Northerners are renowned at not mincing their words. With his chasm deep Sheffield voice and working class background, Hawley is a classic northern singer song writer thrown up to society’s delectation thanks to his geographical and social situation. He, however, refutes this.
“Well I hate all that north/south divide bollocks. Maybe the sense of humour wouldn’t be there if I grew up down south. Coming from Sheffield has become a bit of a press thing now. Being a Sheffield band is no longer a hindrance. We’ve got Def Leppard, Human League, ABC…”
“Sheffield and its music feel very dislocated and I have a theory about this…. You know the old knives and forks, the Little Mesters? The people that forged all the cutlery - they were fiercely independent and quite secretive and somehow this attitude has seeped into the music.”
In his own words Hawley has been “happy as fuck for years at the back of a band… noodling away on me guitar” and only thought to start recording his own songs as a means of killing overbooked studio time after a Finlay Quaye session. The singer then sat on his mini album for 18 months shitting himself. “I suppose I was terrified of being laughed at. When you get to certain age you get pigeon holed and known for something and invariably guitarists who make solo records are always shit.”
I am not a young bloke any more and I have no interest in appealing to 16-year-old kids.
“The prerequisite of being a front man is to have an ego the size of Mars. Invariably, apart from Jarvis, every singer I have ever worked with has been the biggest pain in the arse - always. How many fucking singers does it take to change a light bulb? Just one to hold it and the rest of the word to revolve around it.”
Hawley however manages to subvert any sense of ego by routinely taking the piss out of himself high up on stage. His songs are a blend of strong narrative lyrics and melancholic and melody drenched ballads. A far cry from his Longpig days but a welcome cry and one that has at last given him an outlet from which to entirely purge his troubled mind.
“I have a melody in my head most days. It’s weird, it’s like being mentally ill and it does properly do my head in sometimes because you’ll be in the middle of Tescos and you’ll get hit with something. It’s a bit unfair.”
In his typical no-nonsense approach he describes how one song came to him whilst he was decorating a rehearsal room at the top of a ladder. Brushes were put down, a song was recorded. Equally his album’s title track appeared in similarly low fuss fashion.
“‘Cole’s Corner’ arrived fully formed when I was pushing my kids on the swings”. (He hums the festive melody gently but lovingly imagines pushing two small girls on their swings in alternation) “I had to get them out of the swings, stuff them into their pram and steam it home. It’s like fucking holding on to water. Luckily we only live 150 yards from the park so I pegged it upstairs, recorded it, jotted a few things down, wrote some words then fucked off back to park.”

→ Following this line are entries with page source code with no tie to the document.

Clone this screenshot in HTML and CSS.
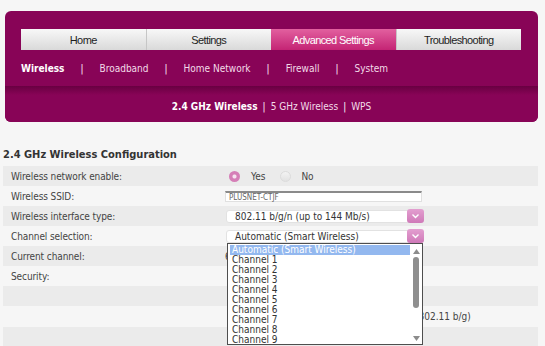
FILE: index.html
```html
<!DOCTYPE html>
<html lang="en">
<head>
    <meta charset="UTF-8">
    <title>Wireless Configuration</title>
    <link rel="stylesheet" href="styles.css">
</head>
<body>
    <div class="panel">
        <ul class="tabs">
            <li>Home</li>
            <li>Settings</li>
            <li class="active">Advanced Settings</li>
            <li>Troubleshooting</li>
        </ul>
        <div class="subnav">
            <span class="current">Wireless</span><span class="sep">|</span>
            <span>Broadband</span><span class="sep">|</span>
            <span>Home Network</span><span class="sep">|</span>
            <span>Firewall</span><span class="sep">|</span>
            <span>System</span>
        </div>
        <div class="subsub">
            <span class="current">2.4 GHz Wireless</span><span class="sep">|</span>
            <span>5 GHz Wireless</span><span class="sep">|</span>
            <span>WPS</span>
        </div>
    </div>

    <div class="content">
        <h2>2.4 GHz Wireless Configuration</h2>
        <div class="form">
            <div class="row">
                <div class="label">Wireless network enable:</div>
                <div class="value">
                    <span class="radio on"></span><span class="radio-text">Yes</span>
                    <span class="radio off"></span><span class="radio-text">No</span>
                </div>
            </div>
            <div class="row">
                <div class="label">Wireless SSID:</div>
                <div class="value"><div class="textbox">PLUSNET-CTJF</div></div>
            </div>
            <div class="row">
                <div class="label">Wireless interface type:</div>
                <div class="value">
                    <div class="select">
                        <span class="select-text">802.11 b/g/n (up to 144 Mb/s)</span>
                        <span class="select-btn"><svg width="9" height="6" viewBox="0 0 9 6"><polyline points="1.5,1.5 4.5,4.5 7.5,1.5" fill="none" stroke="#fff" stroke-width="1.4"/></svg></span>
                    </div>
                </div>
            </div>
            <div class="row">
                <div class="label">Channel selection:</div>
                <div class="value">
                    <div class="select">
                        <span class="select-text">Automatic (Smart Wireless)</span>
                        <span class="select-btn"><svg width="9" height="6" viewBox="0 0 9 6"><polyline points="1.5,1.5 4.5,4.5 7.5,1.5" fill="none" stroke="#fff" stroke-width="1.4"/></svg></span>
                    </div>
                    <!-- open dropdown list -->
                    <div class="dropdown">
                        <ul class="options">
                            <li class="selected">Automatic (Smart Wireless)</li>
                            <li>Channel 1</li>
                            <li>Channel 2</li>
                            <li>Channel 3</li>
                            <li>Channel 4</li>
                            <li>Channel 5</li>
                            <li>Channel 6</li>
                            <li>Channel 7</li>
                            <li>Channel 8</li>
                            <li>Channel 9</li>
                        </ul>
                        <div class="scrollbar">
                            <svg width="7" height="5" viewBox="0 0 7 5"><polygon points="0,5 3.5,0 7,5" fill="#8c8c8c"/></svg>
                            <div class="thumb"></div>
                            <svg width="7" height="5" viewBox="0 0 7 5"><polygon points="0,0 3.5,5 7,0" fill="#8c8c8c"/></svg>
                        </div>
                    </div>
                </div>
            </div>
            <div class="row">
                <div class="label">Current channel:</div>
                <div class="value">6</div>
            </div>
            <div class="row">
                <div class="label">Security:</div>
                <div class="value"></div>
            </div>
            <div class="row">
                <div class="label"></div>
                <div class="value"></div>
            </div>
            <div class="row tall">
                <div class="label"></div>
                <div class="value"><span class="mode-note">(802.11 b/g)</span></div>
            </div>
            <div class="row">
                <div class="label"></div>
                <div class="value"></div>
            </div>
        </div>
    </div>
</body>
</html>
```

FILE: styles.css
```css
html, body {
    margin: 0;
    background-color: #f6f6f6;
    font-family: "DejaVu Sans", Verdana, sans-serif;
    font-stretch: condensed;
    font-size: 10px;
    color: #444;
}
.panel {
    margin: 11px 7px 0 5px;
    height: 111px;
    background-color: #880457;
    border-radius: 6px;
    display: flex;
    flex-direction: column;
}
.tabs {
    display: flex;
    list-style: none;
    margin: 18px 0 0 16px;
    padding: 0;
    width: 500px;
    height: 21px;
}
.tabs li {
    flex: 1;
    display: flex;
    align-items: center;
    justify-content: center;
    background: linear-gradient(#f8f8f8, #d9d9d9);
    border-left: 1px solid #c6c6c6;
    font-family: "Liberation Sans", Arial, sans-serif;
    font-stretch: normal;
    font-size: 11px;
    letter-spacing: -0.6px;
    color: #1e1e1e;
}
.tabs li:first-child {
    border-left: 0;
}
.tabs li.active {
    background: linear-gradient(#e2609f, #c42474);
    border-left: 0;
    color: #fff;
}
.subnav {
    height: 36px;
    display: flex;
    align-items: center;
    column-gap: 16px;
    padding-left: 16px;
    color: #f3dbe8;
}
.subnav .current, .subsub .current {
    font-weight: bold;
    color: #fff;
}
.subsub {
    flex: 1;
    display: flex;
    align-items: center;
    justify-content: center;
    column-gap: 5px;
    padding-top: 5px;
    color: #f3dbe8;
    background: linear-gradient(#690041, #880457 9px);
    border-radius: 0 0 6px 6px;
}
.sep {
    color: #fff;
}
.content {
    margin: 0 7px 0 3px;
}
.content h2 {
    margin: 26px 0 4px 0;
    font-size: 11px;
    line-height: 14px;
    color: #333;
}
.row {
    display: flex;
    align-items: center;
    height: 20px;
    background-color: #f6f6f6;
}
.row:nth-child(odd) {
    background-color: #ebebeb;
}
.row.tall {
    height: 21px;
}
.label {
    width: 214px;
    padding-left: 8px;
    letter-spacing: -0.1px;
}
.value {
    flex: 1;
    display: flex;
    align-items: center;
    position: relative;
    height: 100%;
}
.radio {
    width: 11px;
    height: 11px;
    border-radius: 50%;
    box-sizing: border-box;
}
.radio.on {
    margin-left: 4px;
    background: radial-gradient(#f6e3ef 0 1.5px, #d57fb7 2.5px);
}
.radio.off {
    margin-left: 15px;
    background: linear-gradient(#f3f3f3, #e2e2e2);
    border: 1px solid #dcdcdc;
}
.radio-text {
    margin-left: 11px;
}
.radio.off + .radio-text {
    margin-left: 10px;
}
.textbox {
    width: 197px;
    height: 11px;
    box-sizing: border-box;
    background-color: #fff;
    border: 1px solid #e0e0e0;
    border-top: 2px solid #8a8a8a;
    font-size: 8px;
    line-height: 9px;
    padding-left: 3px;
    color: #666;
}
.select {
    margin-left: 1px;
    width: 198px;
    height: 13px;
    display: flex;
    align-items: center;
    background-color: #fff;
    border: 1px solid #e2e2e2;
    border-radius: 3px;
    box-sizing: border-box;
}
.select-text {
    flex: 1;
    padding-left: 8px;
    color: #333;
}
.select-btn {
    width: 17px;
    height: 14px;
    margin-right: -1px;
    display: flex;
    align-items: center;
    justify-content: center;
    background: linear-gradient(#e39fd0, #cf79b8);
    border-radius: 3px;
}
.dropdown {
    position: absolute;
    top: 17px;
    left: 2px;
    z-index: 2;
    width: 196px;
    height: 102px;
    box-sizing: border-box;
    border: 1px solid #4e4e4e;
    background-color: #fff;
    display: flex;
}
.options {
    flex: 1;
    list-style: none;
    margin: 0;
    padding: 1px 0 0 2px;
}
.options li {
    height: 10px;
    line-height: 10px;
    padding-left: 2px;
    color: #333;
}
.options li.selected {
    background-color: #93b8ef;
    color: #fff;
}
.scrollbar {
    width: 12px;
    display: flex;
    flex-direction: column;
    align-items: center;
    padding: 5px 0 3px 0;
}
.thumb {
    width: 6px;
    height: 51px;
    margin: 3px 0 auto 0;
    border-radius: 3px;
    background-color: #8f8f8f;
}
.mode-note {
    margin-left: 190px;
}
```
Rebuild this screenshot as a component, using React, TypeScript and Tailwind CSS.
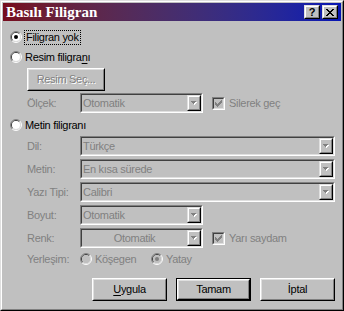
import React from "react";

function Radio({ checked = false, disabled = false }: { checked?: boolean; disabled?: boolean }) {
  const fill = disabled ? "#c0c0c0" : "#ffffff";
  const dot = disabled ? "#808080" : "#000000";
  return (
    <svg width="12" height="12" viewBox="0 0 12 12" className="shrink-0 block">
      <path d="M2.111 9.889 A5.5 5.5 0 0 1 9.889 2.111" stroke="#808080" fill="none" />
      <path d="M9.889 2.111 A5.5 5.5 0 0 1 2.111 9.889" stroke="#ffffff" fill="none" />
      <path d="M2.818 9.182 A4.5 4.5 0 0 1 9.182 2.818" stroke="#404040" fill="none" />
      <path d="M9.182 2.818 A4.5 4.5 0 0 1 2.818 9.182" stroke="#dfdfdf" fill="none" />
      <circle cx="6" cy="6" r="4" fill={fill} />
      {checked && <circle cx="6" cy="6" r="2" fill={dot} />}
    </svg>
  );
}

function CheckBox({ checked = false }: { checked?: boolean }) {
  const px: [number, number, number][] = [
    [6, 0, 1],
    [5, 1, 2],
    [0, 2, 1],
    [4, 2, 3],
    [0, 3, 2],
    [3, 3, 3],
    [0, 4, 5],
    [1, 5, 3],
    [2, 6, 1],
  ];
  return (
    <div className="w-[13px] h-[13px] shrink-0 border border-t-[#808080] border-l-[#808080] border-r-white border-b-white">
      <div className="w-full h-full border border-t-[#404040] border-l-[#404040] border-r-[#dfdfdf] border-b-[#dfdfdf] bg-[#c0c0c0] flex items-center justify-center">
        {checked && (
          <svg width="7" height="7" viewBox="0 0 7 7" className="block" shapeRendering="crispEdges">
            {px.map(([x, y, w], i) => (
              <rect key={i} x={x} y={y} width={w} height={1} fill="#808080" />
            ))}
          </svg>
        )}
      </div>
    </div>
  );
}

function DropArrow() {
  return (
    <svg width="6" height="4" viewBox="0 0 6 4" className="block" shapeRendering="crispEdges">
      <rect x="1" y="1" width="5" height="1" fill="#ffffff" />
      <rect x="2" y="2" width="3" height="1" fill="#ffffff" />
      <rect x="3" y="3" width="1" height="1" fill="#ffffff" />
      <rect x="0" y="0" width="5" height="1" fill="#808080" />
      <rect x="1" y="1" width="3" height="1" fill="#808080" />
      <rect x="2" y="2" width="1" height="1" fill="#808080" />
    </svg>
  );
}

function Combo({ value, wide = false, center = false }: { value: string; wide?: boolean; center?: boolean }) {
  return (
    <div
      className={`${wide ? "w-[255px]" : "w-[123px]"} h-[20px] shrink-0 border border-t-[#808080] border-l-[#808080] border-r-white border-b-white`}
    >
      <div className="w-full h-full flex border border-t-[#404040] border-l-[#404040] border-r-[#dfdfdf] border-b-[#dfdfdf] bg-[#c0c0c0]">
        <div
          className={`flex-1 flex items-center text-[#808080] leading-none ${center ? "justify-center" : "pl-[1px]"}`}
        >
          {value}
        </div>
        <div className="w-[14px] h-full border border-t-[#dfdfdf] border-l-[#dfdfdf] border-r-black border-b-black">
          <div className="w-full h-full border border-t-white border-l-white border-r-[#808080] border-b-[#808080] flex items-center justify-center">
            <DropArrow />
          </div>
        </div>
      </div>
    </div>
  );
}

function PushButton({ children, def = false }: { children: React.ReactNode; def?: boolean }) {
  const inner = (
    <div className="w-full h-full border border-t-white border-l-white border-r-black border-b-black">
      <div className="w-full h-full border border-t-[#dfdfdf] border-l-[#dfdfdf] border-r-[#808080] border-b-[#808080] flex items-center justify-center text-black">
        {children}
      </div>
    </div>
  );
  if (def) {
    return <div className="w-[75px] h-[23px] border border-black">{inner}</div>;
  }
  return <div className="w-[75px] h-[23px]">{inner}</div>;
}

function TitleBtn({ children }: { children: React.ReactNode }) {
  return (
    <div className="w-[16px] h-[14px] border border-t-[#dfdfdf] border-l-[#dfdfdf] border-r-black border-b-black">
      <div className="w-full h-full border border-t-white border-l-white border-r-[#808080] border-b-[#808080] bg-[#c0c0c0] flex items-center justify-center">
        {children}
      </div>
    </div>
  );
}

function XGlyph() {
  const rows: [number, number][][] = [
    [[0, 2], [6, 2]],
    [[1, 2], [5, 2]],
    [[2, 4]],
    [[3, 2]],
    [[2, 4]],
    [[1, 2], [5, 2]],
    [[0, 2], [6, 2]],
  ];
  return (
    <svg width="8" height="7" viewBox="0 0 8 7" className="block" shapeRendering="crispEdges">
      {rows.map((r, y) =>
        r.map(([x, w], i) => <rect key={`${y}-${i}`} x={x} y={y} width={w} height={1} fill="#000" />)
      )}
    </svg>
  );
}

function Label({ children }: { children: React.ReactNode }) {
  return <div className="w-[77px] shrink-0 pl-[24px] text-[#808080] leading-none">{children}</div>;
}

export default function App() {
  return (
    <div className="w-[344px] h-[311px] font-['Liberation_Sans',Arial,sans-serif] text-[11px] tracking-[-0.3px] text-black select-none">
      <div className="w-full h-full border border-t-[#dfdfdf] border-l-[#dfdfdf] border-r-black border-b-black">
        <div className="w-full h-full border border-t-white border-l-white border-r-[#808080] border-b-[#808080] p-[1px] bg-[#c0c0c0] flex flex-col">
          {/* Title bar */}
          <div className="h-[18px] shrink-0 flex items-center bg-linear-to-r from-[#760a1c] to-[#0614b4]">
            <span className="ml-[3px] text-white font-bold text-[15px] tracking-normal leading-none font-['Liberation_Serif','Times_New_Roman',serif]">
              Basılı Filigran
            </span>
            <div className="ml-auto mr-[3px] flex gap-[2px]">
              <TitleBtn>
                <span className="font-bold text-[11px] leading-none tracking-normal">?</span>
              </TitleBtn>
              <TitleBtn>
                <XGlyph />
              </TitleBtn>
            </div>
          </div>

          {/* Body */}
          <div className="flex-1 flex flex-col">
            <div className="mt-[9px] h-[14px] flex items-center pl-[7px]">
              <Radio checked />
              <span className="ml-[2px] h-[15px] flex items-center border border-dotted border-black px-[1px] leading-none">
                Filigran yok
              </span>
            </div>

            <div className="mt-[6px] h-[14px] flex items-center pl-[7px]">
              <Radio />
              <span className="ml-[3px] leading-none">
                Resim filigra<span className="underline underline-offset-2">n</span>ı
              </span>
            </div>

            <div className="mt-[4px] ml-[24px] w-[78px] h-[23px] border border-t-white border-l-white border-r-black border-b-black">
              <div className="w-full h-full border border-t-[#dfdfdf] border-l-[#dfdfdf] border-r-[#808080] border-b-[#808080] flex items-center justify-center text-[#808080] [text-shadow:1px_1px_0_#ffffff]">
                Resim Seç...
              </div>
            </div>

            <div className="mt-[2px] h-[20px] flex items-center">
              <Label>Ölçek:</Label>
              <Combo value="Otomatik" />
              <div className="ml-[9px]">
                <CheckBox checked />
              </div>
              <span className="ml-[4px] text-[#808080] leading-none">Silerek geç</span>
            </div>

            <div className="mt-[5px] h-[14px] flex items-center pl-[7px]">
              <Radio />
              <span className="ml-[3px] leading-none">Metin filigranı</span>
            </div>

            <div className="mt-[4px] h-[20px] flex items-center">
              <Label>Dil:</Label>
              <Combo value="Türkçe" wide />
            </div>
            <div className="mt-[3px] h-[20px] flex items-center">
              <Label>Metin:</Label>
              <Combo value="En kısa sürede" wide />
            </div>
            <div className="mt-[3px] h-[20px] flex items-center">
              <Label>Yazı Tipi:</Label>
              <Combo value="Calibri" wide />
            </div>
            <div className="mt-[3px] h-[20px] flex items-center">
              <Label>Boyut:</Label>
              <Combo value="Otomatik" />
            </div>
            <div className="mt-[3px] h-[20px] flex items-center">
              <Label>Renk:</Label>
              <Combo value="Otomatik" center />
              <div className="ml-[9px]">
                <CheckBox checked />
              </div>
              <span className="ml-[4px] text-[#808080] leading-none">Yarı saydam</span>
            </div>

            <div className="mt-[4px] h-[14px] flex items-center">
              <Label>Yerleşim:</Label>
              <div className="w-[71px] flex items-center">
                <Radio disabled />
                <span className="ml-[3px] text-[#808080] leading-none">Köşegen</span>
              </div>
              <Radio disabled checked />
              <span className="ml-[3px] text-[#808080] leading-none">Yatay</span>
            </div>

            <div className="mt-[12px] flex justify-end pr-[6px] gap-[9px]">
              <PushButton>
                <span>
                  <span className="underline underline-offset-2">U</span>ygula
                </span>
              </PushButton>
              <PushButton def>Tamam</PushButton>
              <PushButton>İptal</PushButton>
            </div>
          </div>
        </div>
      </div>
    </div>
  );
}
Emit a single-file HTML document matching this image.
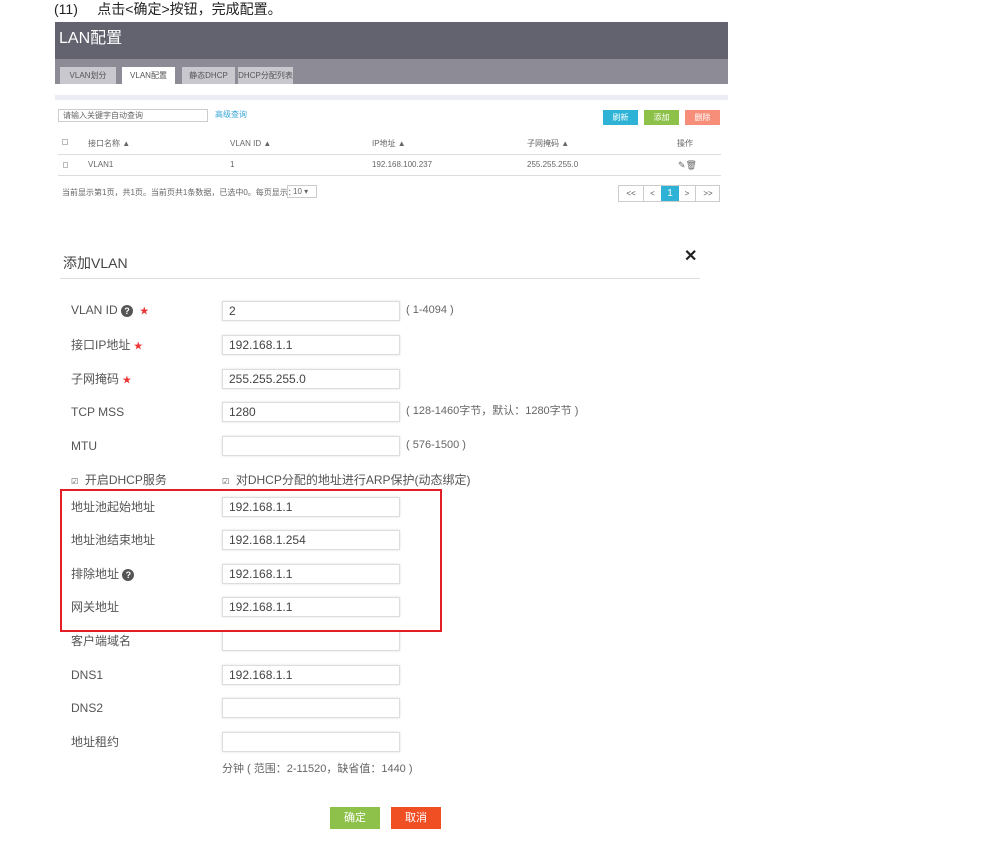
<!DOCTYPE html>
<html><head><meta charset="utf-8"><style>
*{margin:0;padding:0;box-sizing:border-box}
body{width:1005px;height:842px;background:#fff;position:relative;overflow:hidden;font-family:"Liberation Sans","Noto Sans CJK SC",sans-serif;color:#555}
.a{position:absolute;white-space:nowrap}
.s{font-size:8px;color:#666;line-height:10px}
.lab{font-size:12px;color:#555;line-height:14px}
.in{position:absolute;left:222px;width:178px;height:20px;border:1px solid #ddd;box-shadow:0 0 2px #ddd;font-size:12px;color:#444;padding:3px 6px;line-height:13px}
.hint{font-size:11px;color:#666;line-height:13px}
.star{color:#e33;font-size:9px}
.q{display:inline-block;width:12px;height:12px;border-radius:50%;background:#555;color:#fff;font-size:9px;text-align:center;line-height:12px;font-weight:bold;vertical-align:middle}
.btn{position:absolute;height:15px;color:#fff;font-size:8px;text-align:center;line-height:15px}
.tab{position:absolute;top:67px;height:17px;background:#c9c8ce;font-size:8px;color:#555;text-align:center;line-height:17px}
</style></head><body>
<div class="a" style="left:54px;top:0;font-size:14px;color:#222;line-height:18px">(11)&nbsp;&nbsp;&nbsp;&nbsp; 点击&lt;确定&gt;按钮，完成配置。</div>
<div class="a" style="left:55px;top:22px;width:673px;height:37px;background:#62636f"></div>
<div class="a" style="left:59px;top:30px;font-size:16px;color:#fff;line-height:18px">LAN配置</div>
<div class="a" style="left:55px;top:59px;width:673px;height:25px;background:#8d8c96"></div>
<div class="tab" style="left:60px;width:56px">VLAN划分</div>
<div class="tab" style="left:122px;width:53px;background:#fff">VLAN配置</div>
<div class="tab" style="left:182px;width:53px">静态DHCP</div>
<div class="tab" style="left:238px;width:55px">DHCP分配列表</div>
<div class="a" style="left:55px;top:95px;width:673px;height:5px;background:#ecedf4"></div>
<div class="a s" style="left:58px;top:109px;width:150px;height:13px;border:1px solid #ccc;padding:1px 4px;line-height:10px">请输入关键字自动查询</div>
<div class="a s" style="left:215px;top:110px;color:#3aa6d8">高级查询</div>
<div class="btn" style="left:603px;top:110px;width:35px;background:#2eb3d6">刷新</div>
<div class="btn" style="left:644px;top:110px;width:35px;background:#8dc149">添加</div>
<div class="btn" style="left:685px;top:110px;width:35px;background:#f68e7a">删除</div>
<div class="a" style="left:62px;top:139px;width:6px;height:6px;border:1px solid #bbb"></div>
<div class="a s" style="left:88px;top:139px">接口名称 ▲</div>
<div class="a s" style="left:230px;top:139px">VLAN ID ▲</div>
<div class="a s" style="left:372px;top:139px">IP地址 ▲</div>
<div class="a s" style="left:527px;top:139px">子网掩码 ▲</div>
<div class="a s" style="left:677px;top:139px">操作</div>
<div class="a" style="left:58px;top:154px;width:663px;height:1px;background:#ddd"></div>
<div class="a" style="left:63px;top:162px;width:5px;height:6px;border:1px solid #bbb"></div>
<div class="a s" style="left:88px;top:160px">VLAN1</div>
<div class="a s" style="left:230px;top:160px">1</div>
<div class="a s" style="left:372px;top:160px">192.168.100.237</div>
<div class="a s" style="left:527px;top:160px">255.255.255.0</div>
<div class="a s" style="left:678px;top:160px;font-size:9px">✎🗑</div>
<div class="a" style="left:58px;top:175px;width:663px;height:1px;background:#ddd"></div>
<div class="a s" style="left:62px;top:188px">当前显示第1页，共1页。当前页共1条数据，已选中0。每页显示：</div>
<div class="a s" style="left:287px;top:185px;width:30px;height:13px;border:1px solid #ccc;padding:1px 5px">10 ▾</div>
<div class="a" style="left:618px;top:185px;width:102px;height:17px;border:1px solid #ccc;font-size:8px;color:#555">
<span class="a" style="left:0;width:24px;text-align:center;line-height:15px">&lt;&lt;</span>
<span class="a" style="left:24px;width:18px;text-align:center;line-height:15px;border-left:1px solid #ccc">&lt;</span>
<span class="a" style="left:42px;width:18px;height:15px;text-align:center;line-height:15px;background:#2eb3d6;color:#fff;font-size:10px">1</span>
<span class="a" style="left:60px;width:17px;text-align:center;line-height:15px;border-right:1px solid #ccc">&gt;</span>
<span class="a" style="left:77px;width:24px;text-align:center;line-height:15px">&gt;&gt;</span></div>

<div class="a" style="left:63px;top:255px;font-size:14px;color:#444;line-height:16px">添加VLAN</div>
<div class="a" style="left:684px;top:248px;font-size:16px;color:#222;font-weight:bold;line-height:18px">✕</div>
<div class="a" style="left:60px;top:278px;width:640px;height:1px;background:#ddd"></div>

<div class="a lab" style="left:71px;top:303px">VLAN ID <span class="q">?</span>&nbsp; <span class="star">★</span></div>
<div class="in" style="top:301px">2</div><div class="a hint" style="left:406px;top:304px">( 1-4094 )</div>
<div class="a lab" style="left:71px;top:338px">接口IP地址 <span class="star">★</span></div>
<div class="in" style="top:335px">192.168.1.1</div>
<div class="a lab" style="left:71px;top:372px">子网掩码 <span class="star">★</span></div>
<div class="in" style="top:369px">255.255.255.0</div>
<div class="a lab" style="left:71px;top:405px">TCP MSS</div>
<div class="in" style="top:402px">1280</div><div class="a hint" style="left:406px;top:405px">( 128-1460字节，默认：1280字节 )</div>
<div class="a lab" style="left:71px;top:439px">MTU</div>
<div class="in" style="top:436px"></div><div class="a hint" style="left:406px;top:439px">( 576-1500 )</div>
<div class="a lab" style="left:71px;top:473px"><span style="font-size:8px">☑</span>&nbsp; 开启DHCP服务</div>
<div class="a lab" style="left:222px;top:473px"><span style="font-size:8px">☑</span>&nbsp; 对DHCP分配的地址进行ARP保护(动态绑定)</div>
<div class="a lab" style="left:71px;top:500px">地址池起始地址</div><div class="in" style="top:497px">192.168.1.1</div>
<div class="a lab" style="left:71px;top:533px">地址池结束地址</div><div class="in" style="top:530px">192.168.1.254</div>
<div class="a lab" style="left:71px;top:567px">排除地址 <span class="q">?</span></div><div class="in" style="top:564px">192.168.1.1</div>
<div class="a lab" style="left:71px;top:600px">网关地址</div><div class="in" style="top:597px">192.168.1.1</div>
<div class="a lab" style="left:71px;top:634px">客户端域名</div><div class="in" style="top:631px"></div>
<div class="a lab" style="left:71px;top:668px">DNS1</div><div class="in" style="top:665px">192.168.1.1</div>
<div class="a lab" style="left:71px;top:701px">DNS2</div><div class="in" style="top:698px"></div>
<div class="a lab" style="left:71px;top:735px">地址租约</div><div class="in" style="top:732px"></div>
<div class="a hint" style="left:222px;top:763px">分钟 ( 范围：2-11520，缺省值：1440 )</div>
<div class="a" style="left:60px;top:489px;width:382px;height:143px;border:2px solid #e31e24"></div>
<div class="btn" style="left:330px;top:807px;width:50px;height:22px;line-height:22px;font-size:11px;background:#8dc149">确定</div>
<div class="btn" style="left:391px;top:807px;width:50px;height:22px;line-height:22px;font-size:11px;background:#f04e23">取消</div>
</body></html>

Despite drug ravaged years as the Longpig’s guitarist and years touring with Pulp – he remains a dreamer. His recent album on Mute, ‘Cole’s Corner’, is named after the steps of an old department store in Sheffield where couples used to meet before dates. Now long lost through urbanisation to the human eye and it’s an anecdote which perhaps sums up his stubborn but day dreaming character perfectly.
“I see romance in fairly fucking ordinary things. Cole’s Corner, it doesn’t exist in the real world, well it does; it’s just a crappy bit of pavement by the HSBC bank. But it’s the fact that it exists in people’s hearts and minds. We still call it Cole’s Corner whether Hitler bombed it or the council fucked it up.”
And then, with a twinkle of possessive nature, perhaps as a steely descendant of the Little Mesters – he looks up and rounds off: “... and I think that’s quite good … because they can’t fucking take it away from you.”